For a long time, I was a quiet girl. The girl who never talked, who always hung in the background. I could never call anyone on the phone, I was too scared. I felt awkward in big groups, unsure of what to say next. Even now, being in a large group of popular girls scares me. I felt like I didn’t really belong anywhere. I felt like I was the outcast, the oddball out. The perfect one, the girl with the answers. Every move I made was watched by everyone. The slightest mistake would send everyone into an uproar. I was quieted; scared the next thing to come out of my mouth would be a target for ridicule. I never tried to shine; what if someone didn’t like the way I gleamed?
I had hidden my depths, and vented my feeling through words, the only thing I had ever truly understood. Sometimes I felt like it was just God, tears and I. In fact one of my poems started like this:
Wet and damp they fill me up
With sorrow, grief, and pain
Cold and hard they hit the floor
Like a silent falling rain
Home to all my feelings
I lock up deep inside
Home to all my hurt
I always tried to hide
(Tears
Copyright 2011)
These words helped me express how I was feeling, and once I had said my say (or in this case, written my say.) I felt like a door had been opened. A door that would help me see what I had unconsciously been looking for for so long.

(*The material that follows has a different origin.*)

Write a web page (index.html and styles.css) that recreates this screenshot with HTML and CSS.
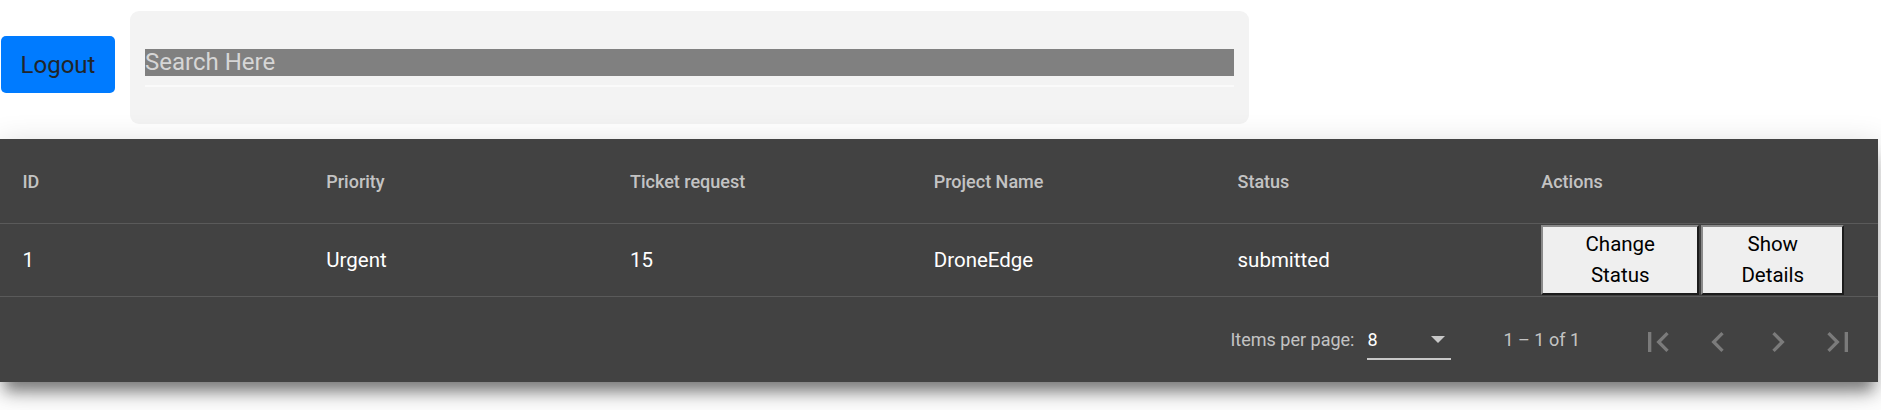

Over time I began to see more clearly. I had begun to be my own kind of beautiful. I began to let go, not caring what other people thought. I wore crazy outfits and jumped in at random moments. I found myself in places I never dreamed I would be; preforming in the talent show, singing in front of the class, joking with my teachers. I began to laugh louder and more often then I had in a long time. I began to see the wonders of God. In Cherie Call’s It Passes All My Understanding, one of the choruses goes:
It passes all my understanding
How it all turned out just right
The distance that we live from the sun
The stars that shine at night
And we may prove that it was an accident
But how did it begin
It passes all my understanding
I had finally learned to let go. I had learned not to care what other people said about me. I learned to “let my light so shine before men.” (Matthew 5:16) I had finally learned to just be myself. And I found what I had been searching for for so long, the one thing no one could find for me. I found…myself.